Applied Epic® Reporting can help you track everyone’s hard work and ensure accurate payment of commissions.
The two-part workshop Best Practices for Benefits Accounting in Epic demonstrates how to track commission agreements and utilize the data you want, where you want it. Among other valuable topics, Applied Solutions Specialists JC Mahan and Robert Maedgen show you strategies to identify variances between estimated commissions and the actual amounts you receive from employee Benefits carriers.
Measuring your variances and determining potential issues before they become troublesome can help you and your Benefits producers get the money you’ve earned.
Even better, Applied Epic can do the heavy lifting for you.
Part 1: Commission Agreements
In Best Practices for Benefits Accounting in Epic: Part 1, Mahan and Maedgen walk you through how and why to enter commission data into Epic.
Best practice is to build out Employee-level and Company-level commission agreements. On the Employee side, Epic can track and filter producer commission agreements for:
- Standard percentage commissions (e.g., 30%) and incentive-based commissions (e.g., up to 50%)
- Commission types based on date, premium, revenue and risk
- Open agreements and agreements with effective dates and ending dates
These data points help to avoid overlapping agreements and clarify payment arrangements with your producers.
The same level of detail is available on the carrier side, and once you input Company commission agreements, they can be applied to any Benefits policy at the line level to calculate the estimated commission.
You can also use Epic Reports to maintain these commission agreements year over year. For example, an Epic report can generate an activity 60 days before carrier agreements expire, so you are prompted to update commission details.
Part 2: Managing Payments
Best Practices for Benefits Accounting in Epic: Part 2 delivers strategies for managing your Benefits commission payments, including:
- Benefits transactions through manually recorded commissions and direct bill import
- Reconciliation reporting
- Generating broker compensation disclosure notices
The workshop details the process of entering direct bill commissions from carriers or manually recording commissions — and when it’s typically best to use each approach. You’ll learn tips for working with Excel files from carriers to import the data you need.
With the information entered, reconciliation reporting ensures you’re getting paid what you expect to get paid. The workshop covers three typical reports for employee Benefits brokers:
- A monthly audit report of policies without commissions received. Examining this data can help you catch missing commissions before it becomes problematic.

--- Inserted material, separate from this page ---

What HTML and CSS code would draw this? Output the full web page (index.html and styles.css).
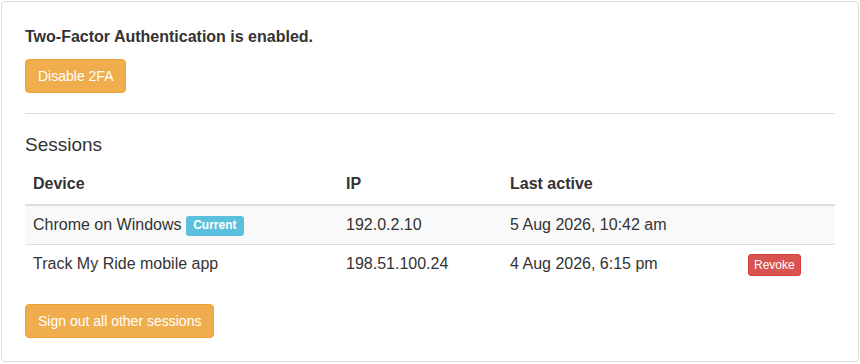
FILE: index.html
```html
<!DOCTYPE html>
<html lang="en">
<head>
    <title>Security Settings</title>
    <link rel="stylesheet" href="styles.css">
</head>
<body>
    <div class="panel">
        <p class="status">Two-Factor Authentication is enabled.</p>
        <button class="btn btn-warning">Disable 2FA</button>

        <hr>

        <h4 class="section-title">Sessions</h4>

        <table class="sessions-table">
            <thead>
                <tr>
                    <th class="col-device">Device</th>
                    <th class="col-ip">IP</th>
                    <th class="col-active">Last active</th>
                    <th class="col-action"></th>
                </tr>
            </thead>
            <tbody>
                <tr>
                    <td>Chrome on Windows <span class="label label-info">Current</span></td>
                    <td>192.0.2.10</td>
                    <td>5 Aug 2026, 10:42 am</td>
                    <td></td>
                </tr>
                <tr>
                    <td>Track My Ride mobile app</td>
                    <td>198.51.100.24</td>
                    <td>4 Aug 2026, 6:15 pm</td>
                    <td><button class="btn btn-danger btn-xs">Revoke</button></td>
                </tr>
            </tbody>
        </table>

        <button class="btn btn-warning">Sign out all other sessions</button>
    </div>
</body>
</html>
```

FILE: styles.css
```css
body {
    font-family: "Liberation Sans", Arial, sans-serif;
    font-size: 16px;
    line-height: 1.42857;
    color: #333;
    background-color: #fff;
    margin: 0;
}

.panel {
    margin: 1px;
    padding: 24px 23px 23px;
    border: 1px solid #ddd;
    border-radius: 4px;
}

.status {
    margin: 0 0 10px;
    font-weight: bold;
}

hr {
    margin: 20px 0 21px;
    border: 0;
    border-top: 1px solid #ddd;
}

.section-title {
    margin: 0 0 9px;
    font-size: 19px;
    font-weight: normal;
    line-height: 1.1;
}

.btn {
    display: inline-block;
    padding: 6px 12px;
    font-family: inherit;
    font-size: 14px;
    line-height: 20px;
    border: 1px solid transparent;
    border-radius: 4px;
    color: #fff;
    cursor: pointer;
}

.btn-warning {
    background-color: #f0ad4e;
    border-color: #eea236;
}

.btn-danger {
    background-color: #d9534f;
    border-color: #d43f3a;
}

.btn-xs {
    padding: 1px 5px;
    font-size: 12px;
    line-height: 1.5;
    border-radius: 3px;
}

.sessions-table {
    width: 100%;
    margin-bottom: 20px;
    border-collapse: collapse;
    border-spacing: 0;
}

.sessions-table th,
.sessions-table td {
    padding: 8px;
    text-align: left;
    vertical-align: top;
}

.sessions-table th {
    border-bottom: 2px solid #ddd;
    vertical-align: bottom;
}

.sessions-table td {
    border-top: 1px solid #ddd;
}

.sessions-table tbody tr:nth-child(odd) {
    background-color: #f9f9f9;
}

.col-device { width: 297px; }
.col-ip { width: 148px; }
.col-active { width: 222px; }

.label {
    display: inline;
    padding: .2em .6em .3em;
    font-size: 75%;
    font-weight: bold;
    line-height: 1;
    color: #fff;
    white-space: nowrap;
    vertical-align: baseline;
    border-radius: .25em;
}

.label-info {
    background-color: #5bc0de;
}
```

- A monthly book of business report highlighting the commissions you received.
- A quarterly policy report comparing billed amounts (posted transactions) with estimated monthly and annual commissions. Based on how many months the policy has been in effect, this report shows the variance between the commission amount received vs. what was expected.
Applied Epic also makes it easier to satisfy broker compensation disclosure requirements and provide essential data to your clients. You can import a Word document with a template attachment for your broker compensation disclosure notice to your Applied Epic database. This document pulls data from the account and line levels, or you can manually input data.